**AIM OF THE EXERCISE**
Locate all lines with the word "styles" and copy them out.

**SUPPLIED MATERIAL**
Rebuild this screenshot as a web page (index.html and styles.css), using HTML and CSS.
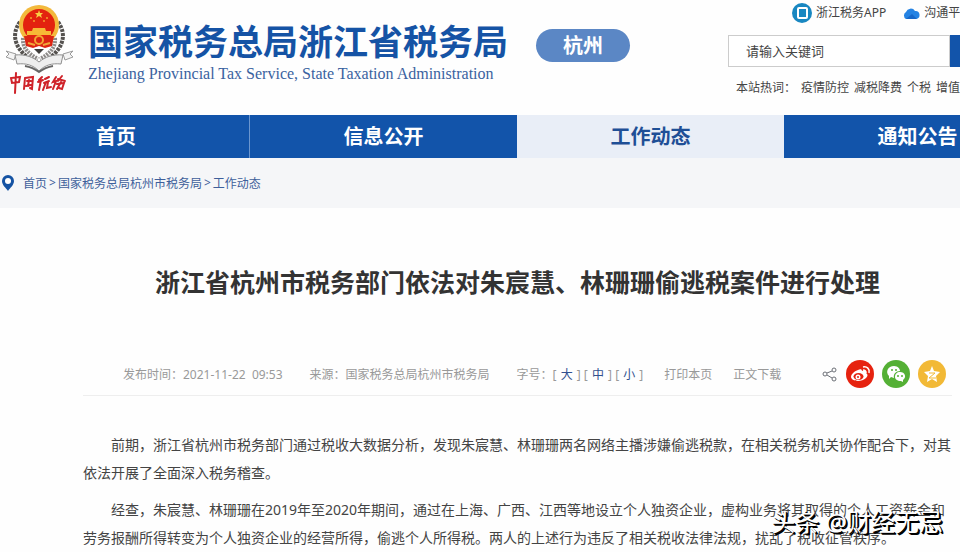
FILE: index.html
```html
<!DOCTYPE html>
<html lang="zh-CN">
<head>
    <meta charset="UTF-8">
    <meta name="viewport" content="width=device-width, initial-scale=1.0">
    <title>国家税务总局浙江省税务局</title>
    <link rel="stylesheet" href="styles.css">
</head>
<body>
<header class="header">
    <svg class="emblem" viewBox="0 0 80 100" aria-hidden="true">
        <g fill="none" stroke="#55524f" stroke-width="4" stroke-dasharray="3 1">
            <path d="M20 22C11 34 13 50 37 64"/>
            <path d="M58 22C67 34 65 50 41 64"/>
        </g>
        <g fill="none" stroke="#8d8a88" stroke-width="4" stroke-dasharray="2 1">
            <path d="M23 38C22 48 29 54 38 59"/>
            <path d="M55 38C56 48 49 54 40 59"/>
        </g>
        <circle cx="39" cy="25" r="20" fill="#f3b93c"/>
        <circle cx="39" cy="25" r="16" fill="#e3220f"/>
        <path d="M24 36h30l-2 10-7 2-6-2-6 2-7-2z" fill="#dc2413"/>
        <path d="M39 10l1 3h3l-2 2 1 3-3-2-3 2 1-3-2-2h3z" fill="#f8cf45"/>
        <g fill="#f5a02c">
            <circle cx="31" cy="18" r="1"/>
            <circle cx="34" cy="21" r="1"/>
            <circle cx="44" cy="21" r="1"/>
            <circle cx="47" cy="18" r="1"/>
        </g>
        <path d="M33 28h12l1 3h5v4H27v-4h5z" fill="#f7b936"/>
        <circle cx="39" cy="40" r="4" fill="none" stroke="#f3a532" stroke-width="2"/>
        <path d="M28 43l7 2M50 43l-7 2" fill="none" stroke="#f0a83a" stroke-width="2"/>
        <path d="M34 49h10l-5 5z" fill="#3f3c3a"/>
        <path d="M6 51l10 3-2 6-8-3 3-3zM73 51l-10 3 2 6 8-3-3-3z" fill="#f4f4f4" stroke="#9c9c9c"/>
        <path d="M15 55c10-1 18 2 24 7 6-5 14-8 24-7l-2 9c-9-1-16 1-22 7-6-6-13-8-22-7z" fill="#eeeeee" stroke="#8f8f8f"/>
        <path d="M25 66c6 1 10 3 14 6 4-3 8-5 14-6" fill="none" stroke="#666" stroke-width="2"/>
        <g fill="none" stroke="#cf2229" stroke-width="2" stroke-linecap="round">
            <path d="M11 78l1 5 7-1 1-5zM16 73l-1 20"/>
            <path d="M25 78l-1 11M25 78l8-1-1 12-2-1M27 81h4M29 80l-1 6M26 86l5-1"/>
            <path d="M42 77l-3 3M38 82l5-2M41 80l-2 10M45 79l4-2M44 83l5-2M46 82l-3 8M48 82l-1 6 4-1"/>
            <path d="M56 77l-3 5 3-1-3 8M62 76l-4 5M58 79l7 2M57 84l7-1-2 6-3-1M61 82l-4 7"/>
        </g>
    </svg>
    <div class="site-name">
        <h1>国家税务总局浙江省税务局</h1>
        <p>Zhejiang Provincial Tax Service, State Taxation Administration</p>
    </div>
    <a class="city" href="#">杭州</a>
    <div class="tools">
        <div class="apps">
            <a href="#">
                <svg width="20" height="20" viewBox="0 0 20 20" aria-hidden="true">
                    <circle cx="10" cy="10" r="10" fill="#1987c1"/>
                    <rect x="6" y="5" width="9" height="10" rx="1" fill="none" stroke="#fff" stroke-width="2"/>
                </svg>
                浙江税务APP
            </a>
            <a href="#">
                <svg width="18" height="12" viewBox="0 0 18 12" aria-hidden="true">
                    <path d="M4 12a4 4 0 0 1 0-7 5 5 0 0 1 9-1 4 4 0 0 1 1 8z" fill="#2583e3"/>
                    <path d="M4 12l6-5 5 5z" fill="#1667c9"/>
                </svg>
                沟通平台
            </a>
        </div>
        <form class="search">
            <input type="text" placeholder="请输入关键词" aria-label="请输入关键词">
            <button type="submit" aria-label="搜索"></button>
        </form>
        <div class="hot">
            <span>本站热词：</span>
            <a href="#">疫情防控</a>
            <a href="#">减税降费</a>
            <a href="#">个税</a>
            <a href="#">增值税</a>
        </div>
    </div>
</header>

<nav class="nav">
    <a href="#">首页</a>
    <a href="#">信息公开</a>
    <a href="#" class="active">工作动态</a>
    <a href="#">通知公告</a>
</nav>

<div class="crumbs">
    <svg width="14" height="16" viewBox="0 0 14 16" aria-hidden="true">
        <path d="M7 0a6 6 0 0 1 6 6c0 4-4 7-6 10C5 13 1 10 1 6a6 6 0 0 1 6-6z" fill="#1553a3"/>
        <circle cx="7" cy="6" r="3" fill="#fff"/>
    </svg>
    <p><a href="#">首页</a>&gt;<a href="#">国家税务总局杭州市税务局</a>&gt;<a href="#">工作动态</a></p>
</div>

<main class="article">
    <h2>浙江省杭州市税务部门依法对朱宸慧、林珊珊偷逃税案件进行处理</h2>
    <div class="meta">
        <span class="info">发布时间：2021-11-22&nbsp; 09:53</span>
        <span class="info">来源：国家税务总局杭州市税务局</span>
        <span class="size">字号：[ <a href="#">大</a> ] [ <a href="#">中</a> ] [ <a href="#">小</a> ]</span>
        <a href="#">打印本页</a>
        <a href="#">正文下载</a>
        <div class="share">
            <svg width="16" height="16" viewBox="0 0 16 16" fill="none" stroke="#6b6f76" aria-hidden="true">
                <circle cx="3" cy="8" r="2"/>
                <circle cx="12" cy="4" r="2"/>
                <circle cx="12" cy="13" r="2"/>
                <path d="M5 7l5-2M5 9l5 3"/>
            </svg>
            <a href="#" aria-label="微博">
                <svg width="28" height="28" viewBox="0 0 28 28" aria-hidden="true">
                    <circle cx="14" cy="14" r="14" fill="#e6220f"/>
                    <path d="M12 10c2-1 4-1 4 1 3-1 5 0 4 2 2 1 2 3 0 5-4 4-14 4-15-1 0-3 4-6 7-7z" fill="#fff"/>
                    <ellipse cx="12.500" cy="16.500" rx="5" ry="3.500" fill="#e6220f"/>
                    <circle cx="12" cy="17" r="2.500" fill="#fff"/>
                    <circle cx="12" cy="17" r="1" fill="#e6220f"/>
                    <path d="M17 7c4-1 7 2 6 6M17 10c2 0 3 1 3 3" fill="none" stroke="#fff" stroke-width="1.500"/>
                </svg>
            </a>
            <a href="#" aria-label="微信">
                <svg width="28" height="28" viewBox="0 0 28 28" aria-hidden="true">
                    <circle cx="14" cy="14" r="14" fill="#54b035"/>
                    <path d="M12 6c4 0 6 3 6 5-4 0-7 3-6 7l-3-1-2 2v-3c-4-4-1-10 5-10z" fill="#fff"/>
                    <path d="M18 12c5 0 7 5 3 8v2l-2-1c-4 0-6-2-6-4 0-3 2-5 5-5z" fill="#fff"/>
                    <g fill="#54b035">
                        <circle cx="10" cy="10" r="1"/>
                        <circle cx="14" cy="10" r="1"/>
                        <circle cx="16" cy="16" r="1"/>
                        <circle cx="20" cy="16" r="1"/>
                    </g>
                </svg>
            </a>
            <a href="#" aria-label="QQ空间">
                <svg width="28" height="28" viewBox="0 0 28 28" aria-hidden="true">
                    <circle cx="14" cy="14" r="14" fill="#f2b936"/>
                    <path d="M14 6l2 5 6 1-4 4 1 6-5-3-5 3 1-6-4-4 6-1z" fill="#fff"/>
                    <path d="M11 13h6l-6 5h7" fill="none" stroke="#f2b936"/>
                </svg>
            </a>
        </div>
    </div>
    <div class="content">
        <p>前期，浙江省杭州市税务部门通过税收大数据分析，发现朱宸慧、林珊珊两名网络主播涉嫌偷逃税款，在相关税务机关协作配合下，对其依法开展了全面深入税务稽查。</p>
        <p>经查，朱宸慧、林珊珊在2019年至2020年期间，通过在上海、广西、江西等地设立个人独资企业，虚构业务将其取得的个人工资薪金和劳务报酬所得转变为个人独资企业的经营所得，偷逃个人所得税。两人的上述行为违反了相关税收法律法规，扰乱了税收征管秩序。</p>
    </div>
</main>
<div class="watermark">头条 @财经无忌</div>
</body>
</html>
```
FILE: styles.css
```css
* {
    margin: 0;
    padding: 0;
    box-sizing: border-box;
}

body {
    position: relative;
    font-family: "Noto Sans", "Noto Sans CJK SC", sans-serif;
    font-size: 12px;
    color: #444;
    background: #fefefe;
    overflow-x: hidden;
}

a {
    color: inherit;
    text-decoration: none;
}

svg {
    display: block;
    flex-shrink: 0;
}

.header {
    display: flex;
    align-items: flex-start;
    height: 115px;
    overflow: hidden;
}

.emblem {
    width: 80px;
    height: 100px;
}

.site-name {
    flex-shrink: 0;
    margin: 22px 0 0 8px;
    color: #1553a5;
    white-space: nowrap;
}

.site-name h1 {
    font-size: 35px;
    line-height: 40px;
}

.site-name p {
    font-family: "Liberation Serif", serif;
    font-size: 16px;
    line-height: 24px;
    color: #3a62a0;
}

.city {
    flex-shrink: 0;
    width: 94px;
    margin: 29px 0 0 28px;
    border-radius: 17px;
    background: #5b87c5;
    color: #fff;
    font-size: 20px;
    font-weight: bold;
    line-height: 33px;
    text-align: center;
}

.tools {
    width: 232px;
    margin-left: auto;
    white-space: nowrap;
}

.apps {
    display: flex;
    gap: 16px;
    padding: 3px 0 0 64px;
}

.apps a {
    display: flex;
    flex-shrink: 0;
    align-items: center;
    gap: 4px;
    line-height: 20px;
}

.search {
    display: flex;
    height: 32px;
    margin-top: 12px;
}

.search input {
    flex: 1;
    min-width: 0;
    padding: 0 17px;
    border: 1px solid #ccc;
    background: #fff;
    font-family: inherit;
    font-size: 13px;
}

.search input::placeholder {
    color: #444;
}

.search button {
    width: 10px;
    border: none;
    background: #1254aa;
    cursor: pointer;
}

.hot {
    display: flex;
    gap: 5px;
    padding: 11px 0 0 8px;
    line-height: 20px;
}

.nav {
    display: flex;
    margin-left: -17px;
    background: #1254aa;
    overflow: hidden;
}

.nav a {
    flex: 0 0 267px;
    color: #fff;
    font-size: 20px;
    font-weight: bold;
    line-height: 43px;
    text-align: center;
}

.nav a:first-child {
    border-right: 1px solid #6b96cf;
}

.nav .active {
    background: #e9eef7;
    color: #1f4f96;
}

.crumbs {
    display: flex;
    align-items: center;
    gap: 8px;
    height: 50px;
    padding-left: 1px;
    background: #f5f6f8;
    color: #3e5f9b;
}

.crumbs p {
    display: flex;
    gap: 2px;
}

.article {
    padding: 57px 8px 0 83px;
}

.article h2 {
    font-size: 25px;
    line-height: 34px;
    color: #333;
    text-align: center;
    white-space: nowrap;
}

.meta {
    display: flex;
    align-items: center;
    gap: 21px;
    height: 44px;
    margin-top: 53px;
    padding: 0 6px 0 40px;
    border-bottom: 1px solid #eee;
    color: #999;
    white-space: nowrap;
}

.info {
    padding-right: 6px;
}

.size a {
    padding: 0 1px;
    color: #31508f;
}

.share {
    display: flex;
    align-items: center;
    gap: 8px;
    margin-left: auto;
}

.content {
    padding-top: 35px;
    font-size: 14px;
    line-height: 28px;
}

.content p {
    margin-bottom: 9px;
    text-indent: 28px;
}

.watermark {
    position: absolute;
    right: 17px;
    bottom: 21px;
    color: #fff;
    font-size: 24px;
    line-height: 36px;
    text-shadow: 1px 1px 0 #000, 2px 2px 0 #000;
}
```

**TASK SOLUTION**
Rebuild this screenshot as a web page (index.html and styles.css), using HTML and CSS.
    <link rel="stylesheet" href="styles.css">
FILE: styles.css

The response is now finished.